> [Dataset entries]
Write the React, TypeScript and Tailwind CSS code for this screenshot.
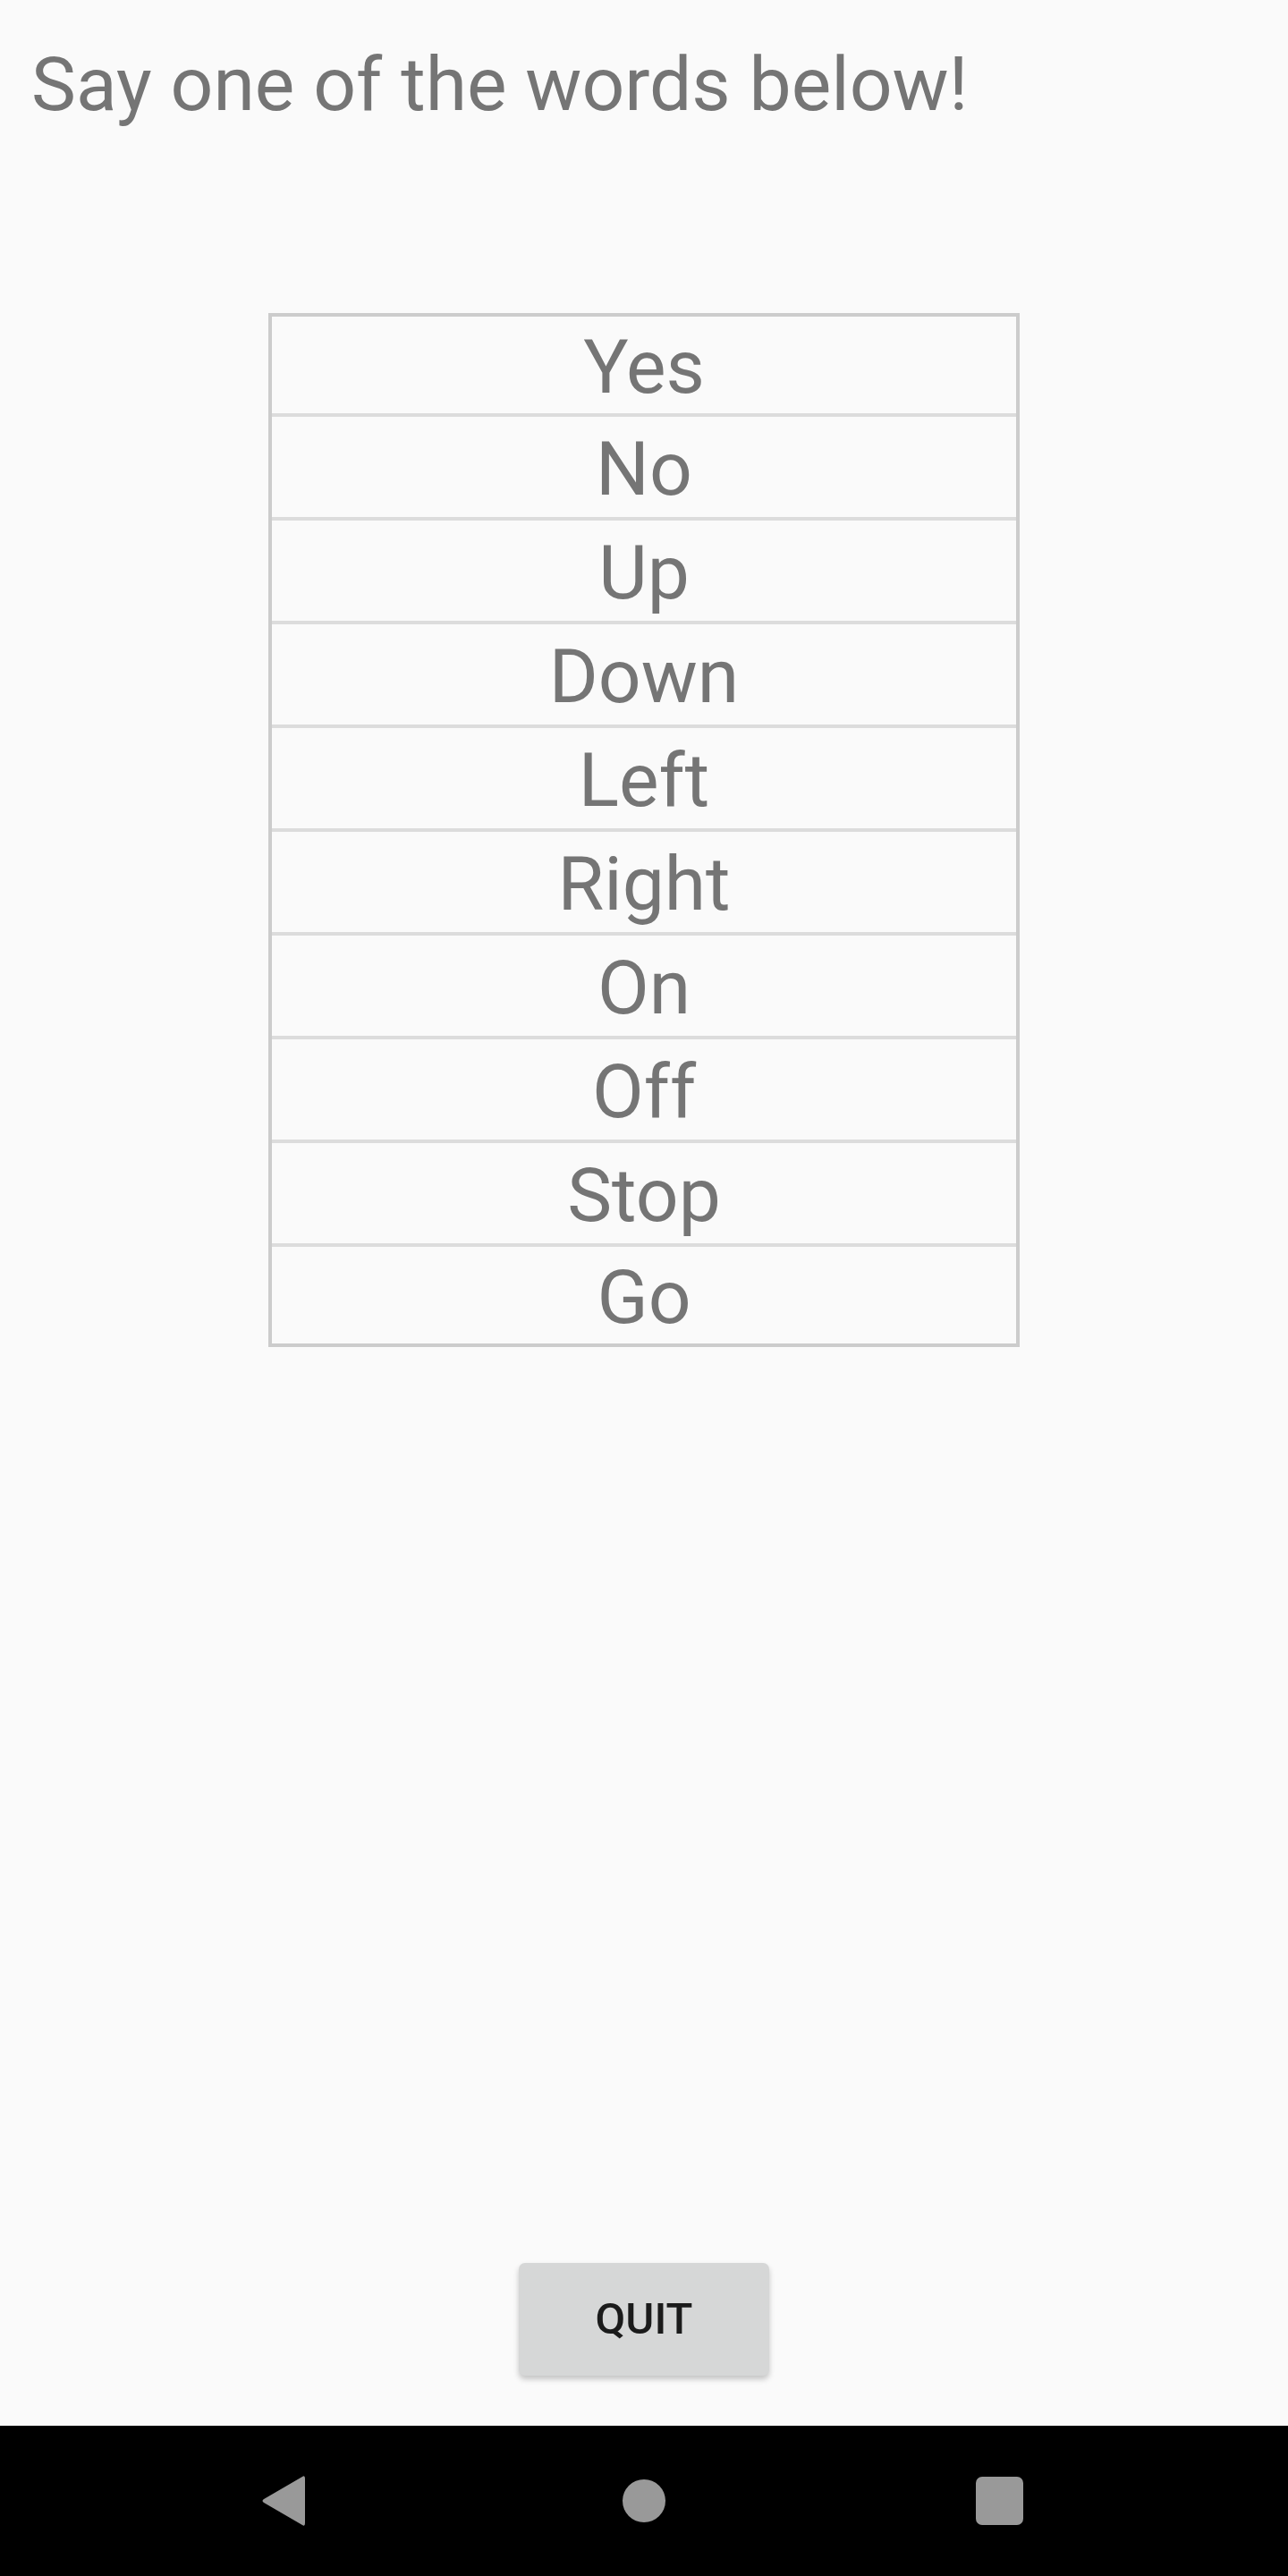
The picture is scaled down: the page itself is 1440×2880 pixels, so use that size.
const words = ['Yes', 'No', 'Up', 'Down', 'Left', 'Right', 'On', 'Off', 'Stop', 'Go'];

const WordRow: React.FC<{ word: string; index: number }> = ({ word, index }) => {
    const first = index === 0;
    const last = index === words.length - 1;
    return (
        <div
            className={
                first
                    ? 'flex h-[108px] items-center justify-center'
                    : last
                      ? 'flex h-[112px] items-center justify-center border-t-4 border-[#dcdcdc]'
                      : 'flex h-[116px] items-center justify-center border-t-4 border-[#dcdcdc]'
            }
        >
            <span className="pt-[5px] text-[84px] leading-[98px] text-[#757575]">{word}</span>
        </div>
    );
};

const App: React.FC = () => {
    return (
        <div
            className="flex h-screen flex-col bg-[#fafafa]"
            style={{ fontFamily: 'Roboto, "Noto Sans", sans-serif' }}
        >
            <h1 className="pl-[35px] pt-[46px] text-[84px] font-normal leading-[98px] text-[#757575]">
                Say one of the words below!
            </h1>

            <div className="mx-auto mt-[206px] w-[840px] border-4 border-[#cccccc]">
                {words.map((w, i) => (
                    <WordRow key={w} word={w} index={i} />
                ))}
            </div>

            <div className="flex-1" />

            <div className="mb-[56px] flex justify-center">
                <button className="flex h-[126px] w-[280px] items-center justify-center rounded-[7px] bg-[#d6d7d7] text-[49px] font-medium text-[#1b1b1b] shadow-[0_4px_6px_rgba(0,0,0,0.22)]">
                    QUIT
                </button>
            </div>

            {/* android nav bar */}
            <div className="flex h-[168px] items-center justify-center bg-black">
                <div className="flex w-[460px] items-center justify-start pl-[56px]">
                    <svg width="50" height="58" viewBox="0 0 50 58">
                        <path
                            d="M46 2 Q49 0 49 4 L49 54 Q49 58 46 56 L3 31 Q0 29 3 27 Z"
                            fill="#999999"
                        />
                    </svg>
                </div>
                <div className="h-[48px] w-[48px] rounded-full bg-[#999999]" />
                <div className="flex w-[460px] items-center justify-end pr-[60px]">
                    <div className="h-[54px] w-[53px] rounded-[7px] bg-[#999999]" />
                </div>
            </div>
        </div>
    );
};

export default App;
...
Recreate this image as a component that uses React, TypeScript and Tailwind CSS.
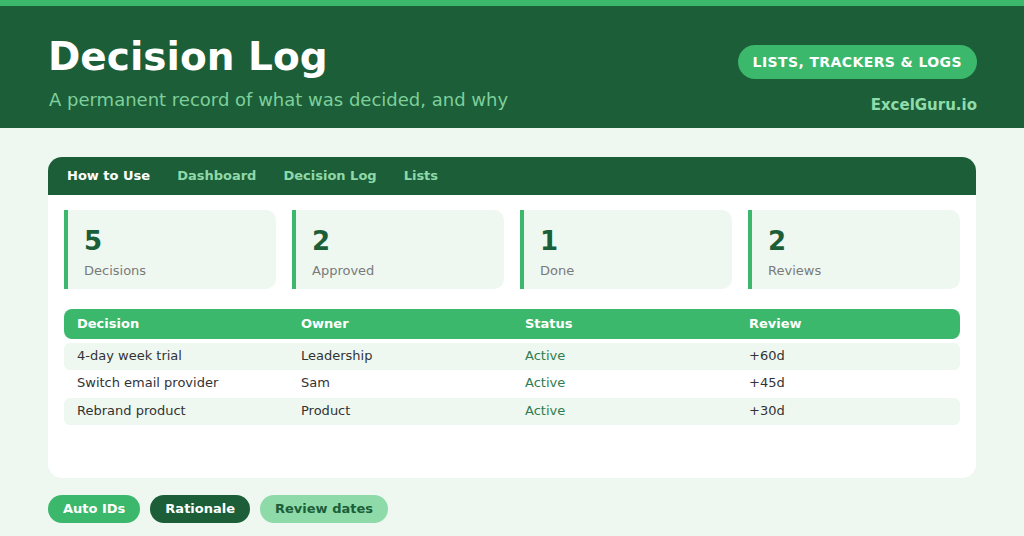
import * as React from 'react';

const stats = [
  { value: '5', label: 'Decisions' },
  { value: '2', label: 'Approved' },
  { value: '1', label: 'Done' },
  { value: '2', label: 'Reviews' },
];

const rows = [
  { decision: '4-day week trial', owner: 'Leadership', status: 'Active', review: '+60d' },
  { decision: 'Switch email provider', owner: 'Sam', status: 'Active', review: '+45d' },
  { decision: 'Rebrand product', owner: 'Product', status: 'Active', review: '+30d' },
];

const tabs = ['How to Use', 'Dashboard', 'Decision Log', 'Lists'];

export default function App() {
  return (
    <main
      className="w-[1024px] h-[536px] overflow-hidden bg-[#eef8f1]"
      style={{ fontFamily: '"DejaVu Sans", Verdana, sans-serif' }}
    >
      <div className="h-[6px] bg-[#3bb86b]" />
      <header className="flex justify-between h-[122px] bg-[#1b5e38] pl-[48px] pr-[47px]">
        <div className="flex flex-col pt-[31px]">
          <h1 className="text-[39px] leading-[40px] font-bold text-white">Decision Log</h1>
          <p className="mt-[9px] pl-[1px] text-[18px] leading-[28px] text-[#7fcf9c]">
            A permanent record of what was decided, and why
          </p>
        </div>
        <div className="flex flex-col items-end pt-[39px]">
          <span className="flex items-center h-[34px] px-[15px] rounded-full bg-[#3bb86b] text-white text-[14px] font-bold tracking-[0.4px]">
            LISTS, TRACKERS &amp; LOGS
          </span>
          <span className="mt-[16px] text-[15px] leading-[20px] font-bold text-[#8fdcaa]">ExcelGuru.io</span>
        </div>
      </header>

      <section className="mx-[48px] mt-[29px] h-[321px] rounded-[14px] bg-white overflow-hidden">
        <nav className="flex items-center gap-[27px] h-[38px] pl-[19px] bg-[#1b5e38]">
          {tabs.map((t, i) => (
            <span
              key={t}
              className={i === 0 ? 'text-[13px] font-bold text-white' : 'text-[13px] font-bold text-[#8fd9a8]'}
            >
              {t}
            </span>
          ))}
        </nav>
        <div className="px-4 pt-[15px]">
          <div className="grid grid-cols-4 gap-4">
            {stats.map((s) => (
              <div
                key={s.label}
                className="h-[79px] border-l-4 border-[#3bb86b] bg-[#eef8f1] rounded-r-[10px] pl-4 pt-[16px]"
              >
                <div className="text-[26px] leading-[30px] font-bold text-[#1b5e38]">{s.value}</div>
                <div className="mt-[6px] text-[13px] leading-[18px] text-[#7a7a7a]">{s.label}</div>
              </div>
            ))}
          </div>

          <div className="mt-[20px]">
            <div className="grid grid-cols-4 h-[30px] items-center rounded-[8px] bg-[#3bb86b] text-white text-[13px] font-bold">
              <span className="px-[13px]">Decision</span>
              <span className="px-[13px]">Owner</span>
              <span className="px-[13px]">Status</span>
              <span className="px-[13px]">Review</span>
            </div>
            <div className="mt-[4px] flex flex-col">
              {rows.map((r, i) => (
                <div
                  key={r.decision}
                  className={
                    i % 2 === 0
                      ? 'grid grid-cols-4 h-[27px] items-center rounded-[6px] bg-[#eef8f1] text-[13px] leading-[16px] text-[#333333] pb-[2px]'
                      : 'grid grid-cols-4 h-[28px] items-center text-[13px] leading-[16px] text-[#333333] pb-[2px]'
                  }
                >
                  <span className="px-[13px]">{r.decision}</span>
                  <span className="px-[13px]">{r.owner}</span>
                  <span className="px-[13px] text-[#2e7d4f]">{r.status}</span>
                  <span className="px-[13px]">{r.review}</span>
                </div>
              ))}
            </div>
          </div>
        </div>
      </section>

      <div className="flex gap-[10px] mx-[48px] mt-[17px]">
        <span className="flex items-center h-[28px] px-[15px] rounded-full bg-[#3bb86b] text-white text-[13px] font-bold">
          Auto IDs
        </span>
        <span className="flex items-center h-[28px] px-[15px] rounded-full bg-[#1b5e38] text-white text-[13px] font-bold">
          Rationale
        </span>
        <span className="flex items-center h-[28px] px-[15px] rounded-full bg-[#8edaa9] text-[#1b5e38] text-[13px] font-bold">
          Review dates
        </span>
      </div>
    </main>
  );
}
...
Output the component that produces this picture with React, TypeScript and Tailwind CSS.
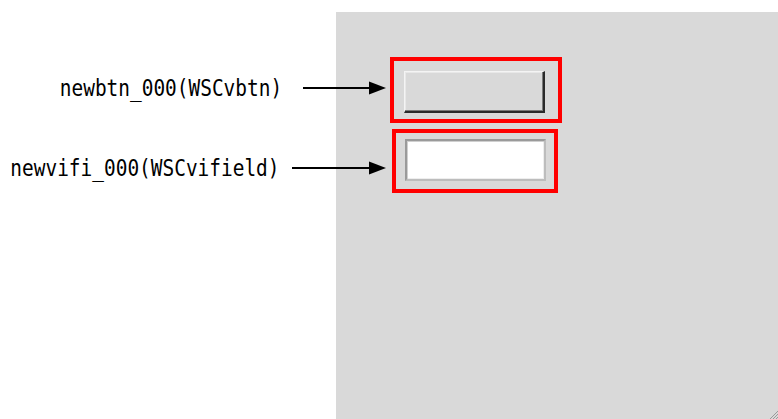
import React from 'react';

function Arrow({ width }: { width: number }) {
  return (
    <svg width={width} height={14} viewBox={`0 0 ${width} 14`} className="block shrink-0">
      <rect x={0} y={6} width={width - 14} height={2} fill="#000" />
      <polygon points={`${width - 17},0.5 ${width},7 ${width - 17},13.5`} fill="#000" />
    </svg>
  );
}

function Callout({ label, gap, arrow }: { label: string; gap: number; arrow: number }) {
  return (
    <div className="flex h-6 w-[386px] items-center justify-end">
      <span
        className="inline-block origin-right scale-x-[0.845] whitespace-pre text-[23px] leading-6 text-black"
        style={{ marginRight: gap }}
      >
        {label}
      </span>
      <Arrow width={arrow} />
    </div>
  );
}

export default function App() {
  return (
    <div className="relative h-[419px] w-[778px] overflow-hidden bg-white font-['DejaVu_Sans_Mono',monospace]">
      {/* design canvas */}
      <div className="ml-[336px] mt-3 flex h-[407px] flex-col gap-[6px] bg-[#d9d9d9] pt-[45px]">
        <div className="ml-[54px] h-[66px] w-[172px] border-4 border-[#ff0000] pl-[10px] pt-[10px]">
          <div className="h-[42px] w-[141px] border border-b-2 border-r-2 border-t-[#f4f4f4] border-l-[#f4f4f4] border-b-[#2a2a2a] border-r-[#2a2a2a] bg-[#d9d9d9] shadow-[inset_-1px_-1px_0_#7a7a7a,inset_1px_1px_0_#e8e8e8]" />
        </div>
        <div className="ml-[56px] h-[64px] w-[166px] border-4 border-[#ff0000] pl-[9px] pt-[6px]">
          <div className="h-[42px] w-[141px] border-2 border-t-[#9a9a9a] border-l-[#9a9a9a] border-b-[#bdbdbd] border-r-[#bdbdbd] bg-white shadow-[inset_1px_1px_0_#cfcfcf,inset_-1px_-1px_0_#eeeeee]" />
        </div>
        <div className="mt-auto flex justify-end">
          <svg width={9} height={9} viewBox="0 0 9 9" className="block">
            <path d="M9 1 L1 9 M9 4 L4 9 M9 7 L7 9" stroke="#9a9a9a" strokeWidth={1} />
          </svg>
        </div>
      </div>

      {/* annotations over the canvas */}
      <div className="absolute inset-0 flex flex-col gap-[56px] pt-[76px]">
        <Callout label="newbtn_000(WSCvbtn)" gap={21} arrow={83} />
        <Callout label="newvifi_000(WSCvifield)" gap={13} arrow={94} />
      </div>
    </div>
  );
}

> [Aim of the task] Set down, without pictures, the lines between the line holding "Recreate this image" and the line holding "const tabs = ['How", both inclusive.

> [Response to the exercise]
Recreate this image as a component that uses React, TypeScript and Tailwind CSS.
import * as React from 'react';

const stats = [
  { value: '5', label: 'Decisions' },
  { value: '2', label: 'Approved' },
  { value: '1', label: 'Done' },
  { value: '2', label: 'Reviews' },
];

const rows = [
  { decision: '4-day week trial', owner: 'Leadership', status: 'Active', review: '+60d' },
  { decision: 'Switch email provider', owner: 'Sam', status: 'Active', review: '+45d' },
  { decision: 'Rebrand product', owner: 'Product', status: 'Active', review: '+30d' },
];

const tabs = ['How to Use', 'Dashboard', 'Decision Log', 'Lists'];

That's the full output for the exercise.